Common Mistakes and Misconceptions
- “TIPS always outperform when inflation is high.” Rising real yields can still hurt returns.
- “They’re risk-free.” They carry duration and real-rate risk.
- “The yield tells the whole story.” Inflation adjustments matter more.
- “They’re only for retirees.” Anyone with long-term real liabilities can benefit.
Benefits and Limitations
Benefits:
- Direct inflation protection
- U.S. government credit backing
- Real return visibility
- Useful diversification tool
- Deflation floor at maturity
Limitations:
- Tax complexity
- Lower yields in low-inflation periods
- Sensitive to real rate spikes
- Can underperform nominal bonds for years
- CPI may not match personal inflation
Frequently Asked Questions
Is now a good time to invest in TIPS?
It depends on breakeven inflation versus your outlook. TIPS work best when inflation risk is underpriced.
How often do TIPS adjust?
Principal adjusts monthly; interest is paid semiannually.

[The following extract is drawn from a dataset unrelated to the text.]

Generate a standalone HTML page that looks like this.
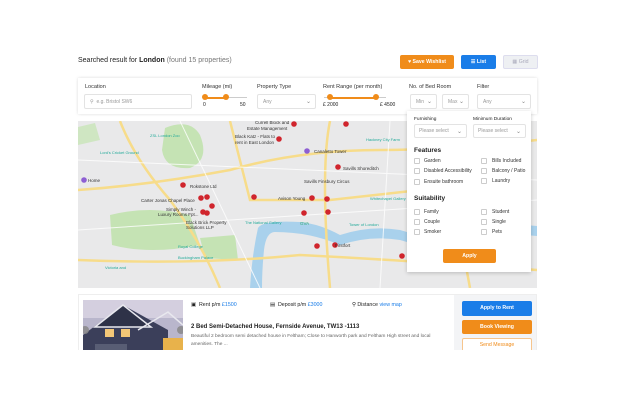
<!DOCTYPE html>
<html><head><meta charset="utf-8"><style>
*{box-sizing:border-box;margin:0;padding:0}
body{width:617px;height:415px;background:#fff;font-family:"Liberation Sans",sans-serif;position:relative;overflow:hidden;color:#222}
.a{position:absolute}
.lbl{font-size:5.5px;color:#333}
.inp{border:1px solid #e3e3e3;border-radius:2px;height:15px;font-size:5px;color:#999;padding:4px 5px;background:#fff}
.chev{position:absolute;right:4px;top:3px;font-size:6px;color:#888}
.cb{width:6px;height:6px;border:1px solid #ccc;border-radius:1px;position:absolute}
.ft{font-size:5px;color:#333;position:absolute}
.btn{position:absolute;border-radius:2px;font-size:5.2px;color:#fff;text-align:center;font-weight:bold}
.pin{fill:#d0252d}
</style></head><body>
<div class="a" style="left:78px;top:57px;font-size:7px;color:#222">Searched result for <b>London</b> <span style="color:#777">(found 15 properties)</span></div>
<div class="btn" style="left:400px;top:55px;width:54px;height:14px;background:#f08c1a;line-height:14px">♥ Save Wishlist</div>
<div class="btn" style="left:461px;top:55px;width:35px;height:14px;background:#1a7de8;line-height:14px">☰ List</div>
<div class="btn" style="left:503px;top:55px;width:35px;height:14px;background:#eef0f3;color:#aab;border:1px solid #dde;line-height:12px;font-weight:normal">▦ Grid</div>

<div class="a" style="left:78px;top:78px;width:459px;height:36px;background:#fff;box-shadow:0 0 3px rgba(0,0,0,.15)"></div>
<div class="a lbl" style="left:85px;top:84px">Location</div>
<div class="a inp" style="left:84px;top:94px;width:108px">⚲ &nbsp;e.g. Bristol SW6</div>
<div class="a lbl" style="left:202px;top:84px">Mileage (mi)</div>
<div class="a" style="left:204px;top:97px;width:43px;height:1px;background:#ccc"></div>
<div class="a" style="left:204px;top:97px;width:22px;height:1.5px;background:#f08c1a"></div>
<div class="a" style="left:202px;top:94px;width:6px;height:6px;border-radius:50%;background:#f08c1a"></div>
<div class="a" style="left:223px;top:94px;width:6px;height:6px;border-radius:50%;background:#f08c1a"></div>
<div class="a" style="left:203px;top:102px;font-size:5px">0</div>
<div class="a" style="left:240px;top:102px;font-size:5px">50</div>
<div class="a lbl" style="left:257px;top:84px">Property Type</div>
<div class="a inp" style="left:257px;top:94px;width:59px">Any<span class="chev">⌄</span></div>
<div class="a lbl" style="left:323px;top:84px">Rent Range (per month)</div>
<div class="a" style="left:324px;top:97px;width:62px;height:1px;background:#ccc"></div>
<div class="a" style="left:330px;top:97px;width:46px;height:1.5px;background:#f08c1a"></div>
<div class="a" style="left:327px;top:94px;width:6px;height:6px;border-radius:50%;background:#f08c1a"></div>
<div class="a" style="left:373px;top:94px;width:6px;height:6px;border-radius:50%;background:#f08c1a"></div>
<div class="a" style="left:323px;top:102px;font-size:5px">£ 2000</div>
<div class="a" style="left:380px;top:102px;font-size:5px">£ 4500</div>
<div class="a lbl" style="left:409px;top:84px">No. of Bed Room</div>
<div class="a inp" style="left:410px;top:94px;width:27px">Min<span class="chev">⌄</span></div>
<div class="a inp" style="left:442px;top:94px;width:27px">Max<span class="chev">⌄</span></div>
<div class="a lbl" style="left:477px;top:84px">Filter</div>
<div class="a inp" style="left:477px;top:94px;width:54px">Any<span class="chev">⌄</span></div>

<svg class="a" style="left:78px;top:121px" width="459" height="167" viewBox="78 121 459 167">
<rect x="78" y="121" width="459" height="167" fill="#e9e9ea"/>
<path d="M165 128 Q190 118 200 135 Q210 160 190 168 Q165 170 162 150Z" fill="#c5e3b4"/>
<path d="M110 215 Q150 205 190 215 L200 245 Q150 255 112 245Z" fill="#c5e3b4"/>
<path d="M200 238 L235 235 L238 260 L205 258Z" fill="#c5e3b4"/>
<path d="M78 127 L95 123 L100 140 L78 145Z" fill="#cfe6c2"/>
<path d="M250 288 Q252 255 258 228 Q262 220 300 222 Q320 224 340 235 Q370 225 400 230 Q430 240 460 232 Q500 222 537 226 L537 236 Q500 232 465 242 Q430 250 400 240 Q370 235 340 245 Q310 232 275 232 Q266 232 264 250 Q262 270 262 288Z" fill="#a9d1ec"/>
<g stroke="#f7dc8a" stroke-width="2.5" fill="none">
<path d="M78 190 Q150 185 230 170 Q300 150 380 150 Q450 150 537 140"/>
<path d="M120 121 Q135 160 170 200 Q200 240 220 288"/>
<path d="M330 121 Q320 170 330 288"/>
<path d="M440 121 Q450 180 470 288"/>
<path d="M78 260 Q200 265 300 255 Q400 260 537 270"/>
<path d="M230 121 L250 200 L330 200 L420 190"/>
</g>
<g stroke="#fff" stroke-width="1" fill="none" opacity=".8">
<path d="M78 230 L537 200"/><path d="M180 121 L260 288"/><path d="M390 121 L380 288"/><path d="M78 160 L537 180"/>
</g>
<g class="pin">
<circle cx="294" cy="124" r="2.8"/><circle cx="346" cy="124" r="2.8"/><circle cx="279" cy="139" r="2.8"/><circle cx="338" cy="167" r="2.8"/><circle cx="183" cy="185" r="2.8"/><circle cx="254" cy="197" r="2.8"/><circle cx="327" cy="199" r="2.8"/><circle cx="312" cy="198" r="2.8"/><circle cx="201" cy="198" r="2.8"/><circle cx="207" cy="197" r="2.8"/><circle cx="212" cy="206" r="2.8"/><circle cx="203" cy="212" r="2.8"/><circle cx="207" cy="213" r="2.8"/><circle cx="304" cy="213" r="2.8"/><circle cx="328" cy="212" r="2.8"/><circle cx="317" cy="246" r="2.8"/><circle cx="335" cy="245" r="2.8"/><circle cx="402" cy="256" r="2.8"/>
</g>
<circle cx="84" cy="180" r="2.8" fill="#8e5fd3"/><circle cx="307" cy="151" r="2.8" fill="#8e5fd3"/>
<g font-size="4.5" fill="#333" font-family="Liberation Sans">
<text x="255" y="124">Currell Block and</text><text x="247" y="130">Estate Management</text>
<text x="235" y="138">Black Katz - Flats to</text><text x="235" y="144">rent in East London</text>
<text x="314" y="153">Canaletto Tower</text><text x="343" y="170">Savills Shoreditch</text>
<text x="304" y="183">Savills Finsbury Circus</text><text x="278" y="200">Avison Young</text>
<text x="190" y="188">Rokstone Ltd</text><text x="141" y="202">Carter Jonas Chapel Place</text>
<text x="166" y="211">Simply Winch -</text><text x="158" y="216">Luxury Rooms Fpt...</text>
<text x="186" y="224">Black Brick Property</text><text x="186" y="229">Solutions LLP</text>
<text x="88" y="182">Home</text><text x="335" y="247">Firstfort</text>
<text x="300" y="225" fill="#3a7">GVA</text>
</g>
<g font-size="4" fill="#2a9" font-family="Liberation Sans">
<text x="150" y="137">ZSL London Zoo</text><text x="100" y="154">Lord's Cricket Ground</text><text x="245" y="224">The National Gallery</text><text x="178" y="248">Royal College</text><text x="105" y="269">Victoria and</text><text x="178" y="259">Buckingham Palace</text><text x="366" y="141">Hackney City Farm</text><text x="370" y="200">Whitechapel Gallery</text><text x="349" y="226">Tower of London</text>
</g>
</svg>

<div class="a" style="left:407px;top:111px;width:124px;height:161px;background:#fff;box-shadow:0 1px 4px rgba(0,0,0,.2)"></div>
<div class="a" style="left:414px;top:117px;font-size:4.8px">Furnishing</div>
<div class="a" style="left:473px;top:117px;font-size:4.8px">Minimum Duration</div>
<div class="a inp" style="left:414px;top:124px;width:53px;height:14px;padding:3px 4px">Please select<span class="chev">⌄</span></div>
<div class="a inp" style="left:473px;top:124px;width:53px;height:14px;padding:3px 4px">Please select<span class="chev">⌄</span></div>
<div class="a" style="left:414px;top:147px;font-size:6.5px;font-weight:bold">Features</div>
<div class="cb" style="left:414px;top:158px"></div><div class="ft" style="left:424px;top:158px">Garden</div>
<div class="cb" style="left:414px;top:168px"></div><div class="ft" style="left:424px;top:168px">Disabled Accessibility</div>
<div class="cb" style="left:414px;top:179px"></div><div class="ft" style="left:424px;top:179px">Ensuite bathroom</div>
<div class="cb" style="left:481px;top:158px"></div><div class="ft" style="left:492px;top:158px">Bills Included</div>
<div class="cb" style="left:481px;top:168px"></div><div class="ft" style="left:492px;top:168px">Balcony / Patio</div>
<div class="cb" style="left:481px;top:178px"></div><div class="ft" style="left:492px;top:178px">Laundry</div>
<div class="a" style="left:414px;top:195px;font-size:6.5px;font-weight:bold">Suitability</div>
<div class="cb" style="left:414px;top:209px"></div><div class="ft" style="left:424px;top:209px">Family</div>
<div class="cb" style="left:414px;top:219px"></div><div class="ft" style="left:424px;top:219px">Couple</div>
<div class="cb" style="left:414px;top:229px"></div><div class="ft" style="left:424px;top:229px">Smoker</div>
<div class="cb" style="left:481px;top:209px"></div><div class="ft" style="left:492px;top:209px">Student</div>
<div class="cb" style="left:481px;top:219px"></div><div class="ft" style="left:492px;top:219px">Single</div>
<div class="cb" style="left:481px;top:229px"></div><div class="ft" style="left:492px;top:229px">Pets</div>
<div class="btn" style="left:443px;top:249px;width:53px;height:14px;background:#f08c1a;line-height:14px">Apply</div>

<div class="a" style="left:78px;top:294px;width:459px;height:56px;overflow:hidden;border-top:1px solid #eee;border-left:1px solid #eee;border-right:1px solid #eee">
<div class="a" style="left:375px;top:0;width:84px;height:60px;background:#f3f4f6"></div>
<svg class="a" style="left:4px;top:5px" width="100" height="55" viewBox="0 0 100 55">
<rect width="100" height="55" fill="#b9b6cc"/>
<rect width="100" height="18" fill="#d4cfdf"/>
<path d="M0 35 L40 5 L85 30 L85 55 L0 55Z" fill="#3b3f5a"/>
<path d="M40 5 L12 27 L68 27Z" fill="#2e3248" stroke="#e8e8ee" stroke-width="1.5"/>
<path d="M55 30 L85 12 L100 25" fill="none" stroke="#e8e8ee" stroke-width="1.5"/>
<rect x="22" y="29" width="9" height="8" fill="#f3c777"/><rect x="38" y="29" width="9" height="8" fill="#f3c777"/>
<rect x="12" y="44" width="32" height="11" fill="#585d74"/>
<rect x="80" y="38" width="20" height="17" fill="#e8b24b"/>
<circle cx="2" cy="30" r="4" fill="#888" opacity=".85"/><circle cx="98" cy="30" r="4" fill="#888" opacity=".85"/>
</svg>
<div class="a" style="left:112px;top:7px;font-size:5.3px">▣ &nbsp;Rent p/m <span style="color:#1a7de8">£1500</span></div>
<div class="a" style="left:191px;top:7px;font-size:5.3px">▤ &nbsp;Deposit p/m <span style="color:#1a7de8">£3000</span></div>
<div class="a" style="left:273px;top:7px;font-size:5.3px">⚲ Distance <span style="color:#1a7de8">view map</span></div>
<div class="a" style="left:112px;top:29px;font-size:6px;font-weight:bold">2 Bed Semi-Detached House, Fernside Avenue, TW13 -1113</div>
<div class="a" style="left:112px;top:38px;width:260px;font-size:4.8px;color:#666;line-height:8px">Beautiful 2 bedroom semi detached house in Feltham; Close to Hanworth park and Feltham High street and local amenities. The ...</div>
<div class="btn" style="left:383px;top:6px;width:70px;height:15px;background:#1a7de8;line-height:15px">Apply to Rent</div>
<div class="btn" style="left:383px;top:25px;width:70px;height:14px;background:#f08c1a;line-height:14px">Book Viewing</div>
<div class="btn" style="left:383px;top:43px;width:70px;height:14px;background:#fff;border:1px solid #f6c58d;color:#f08c1a;line-height:12px;font-weight:normal">Send Message</div>
</div>
</body></html>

Are TIPS better than I Bonds?
I Bonds have purchase limits and different tax rules. TIPS are market-traded and scalable.
Can TIPS lose money?
Yes, especially when real yields rise. Hold to maturity to reduce that risk.
Do TIPS protect against hyperinflation?
They track CPI-not extreme currency collapse scenarios.
The Bottom Line
TIPS are one of the few assets designed to protect what really matters: purchasing power. They won’t thrill you in calm markets, but when inflation surprises, they quietly do their job. Think of them as seatbelts-unexciting, until the crash.
Related Terms
- Inflation: The rise in prices that TIPS are designed to offset.
- Real Yield: Yield after inflation, the core metric for TIPS.
- Breakeven Inflation: Market-implied inflation expectation.
- Nominal Treasury Bonds: Standard government bonds without inflation protection.
- I Bonds: Savings bonds with inflation-linked returns.
- Duration: Sensitivity of bond prices to rate changes.